Unlike the Hamptons, where diehard vacationers start locking down their summer rentals as soon as the new year rolls around, in Jersey, you've got much more freedom to play it by ear. "In the Hamptons, people will book it six months out, and tend to go back to the same home or the same neighborhood every year," says Bond New York broker Frank Sorrentino, who also brokers properties along the Jersey Shore. (NB: Sorrentino's brother is none other that Mike "The Situation" Sorrentino of Jersey Shore fame—these days, the family business is real estate.) "Jersey tends to be more like, 'Hey, I need something within the next month."

And because there are so many options (both in terms of towns and price point), renters tend to move around a bit more. "People try to find a good deal, or try out a new location—maybe one year in Cape May for the vineyards and B&Bs, and the next year in Atlantic City for the gambling," he says.

Rentals are available for shorter terms (and less cash)

While sites like Airbnb and VRBO have been changing the market (albeit illegally) in the Hamptons and North Fork, in Long Island's beach towns, the standard model is to rent for a period of at least a month, if not the entire summer. But if you're just looking to get away for a week or two, Jersey might just be your best bet. "A good portion of the homes are owned by families who are renting out their place for the week," says Sorrentino.
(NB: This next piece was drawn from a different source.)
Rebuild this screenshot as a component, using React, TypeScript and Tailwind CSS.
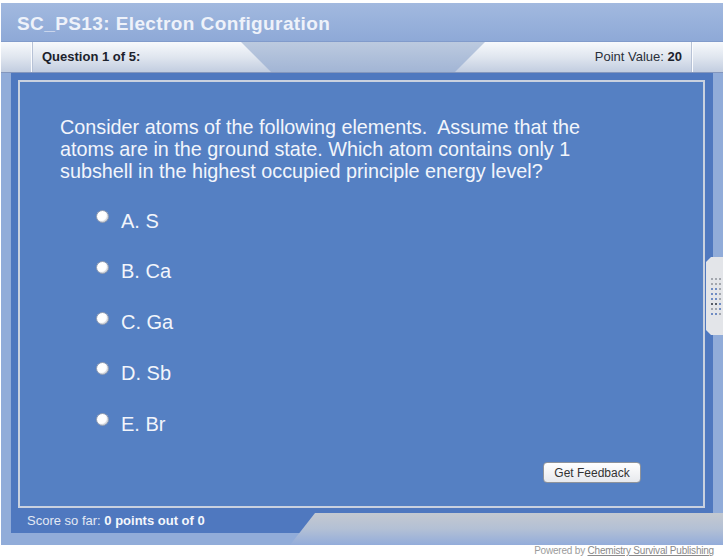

There's also a wide range of inventory options, and lower prices than you'd typically find on Long Island. "Week-to-week prices range from $1,000 to $3,500, and anywhere in between," says Mike Loundy, a broker with Seaside Realty who works primarily in the area around Seaside Heights. "You can find a small apartment or a long condo in that price range, or beach houses starting around $4,000 per week."

For larger beach homes, Readlinger tells us, "Prices typically range from $3,000 per week for a basic, no-frills house in Point Pleasant, to $15,000 for prime locations, like an oceanfront home in Bay Head." As a rule, you'll find tonier, more peaceful and Hamptons-esque options in areas like Spring Lake, Manasquat, and Sea Girt, she adds.

In short, there's a huge variety of prices, towns, and housing types to choose from. "Everything [with price] depends on the individual town, proximity to the beach or center of town, and if you're renting during prime months or in the winter," notes Readlinger.

There are still post-Sandy fixer uppers on the market

While much of the shore has recovered from the devastation of Hurricane Sandy, buyers in search of a fixer-upper (or the opportunity to build up a place from scratch) will still find plenty of bargain options.

"A lot of buyers are coming in and doing cash buys of these homes, and either rehabilitating, adding on, or tearing down completely and building from the ground up," says Sorrentino. "Rehab projects that are more for the land and location are priced accordingly—you can buy for between $300,000 to $400,000, and by the time you're done, you could double or triple your investment."

You may even be able to find a cheaper deal than that—a quick scan of one Jersey real estate site turns up Sandy-damaged fixer uppers in areas like Beach Head and Lavallette for under $200,000. Note: If you're interested in going this route, you might have to be an all-cash buyer, as Sorrentino points out, because banks can be wary of lending for severely damaged homes. (You'll also want to factor pricey flood insurance into the purchase.)

Public transportation might be your best bet

For anyone who's ever spent hours in interminable Hamptons weekend traffic, it may be time to head to Jersey. "I would say generally speaking it's tough to commute via car to the Jersey Shore," says Readlinger. "It could take an hour on a good day, or four hours on a bad day." Instead, she notes, New Jersey Transit trains leave from Penn Station and stop in every beach town along the shore all the way down to Point Pleasant. "And from the station there, it's a 10-minute cab ride to anywhere else you want to go," adds Loundy.

Another option if you'd like to do some driving on your vacation: "I have clients who take the train out and then rent a car in town," says Sorrentino, though you'll want to plan ahead of time. (For a start, Avis and Enterprise both have a wide range of options available in different shore towns throughout NJ.) 

If you want to make it even easier (and get some fresh air on the trip), for $45 round trip, a ferry runs during the summer from Battery Park City and East 35th Street all the way to Sandy Hook, New Jersey, one of the state's most popular beach towns.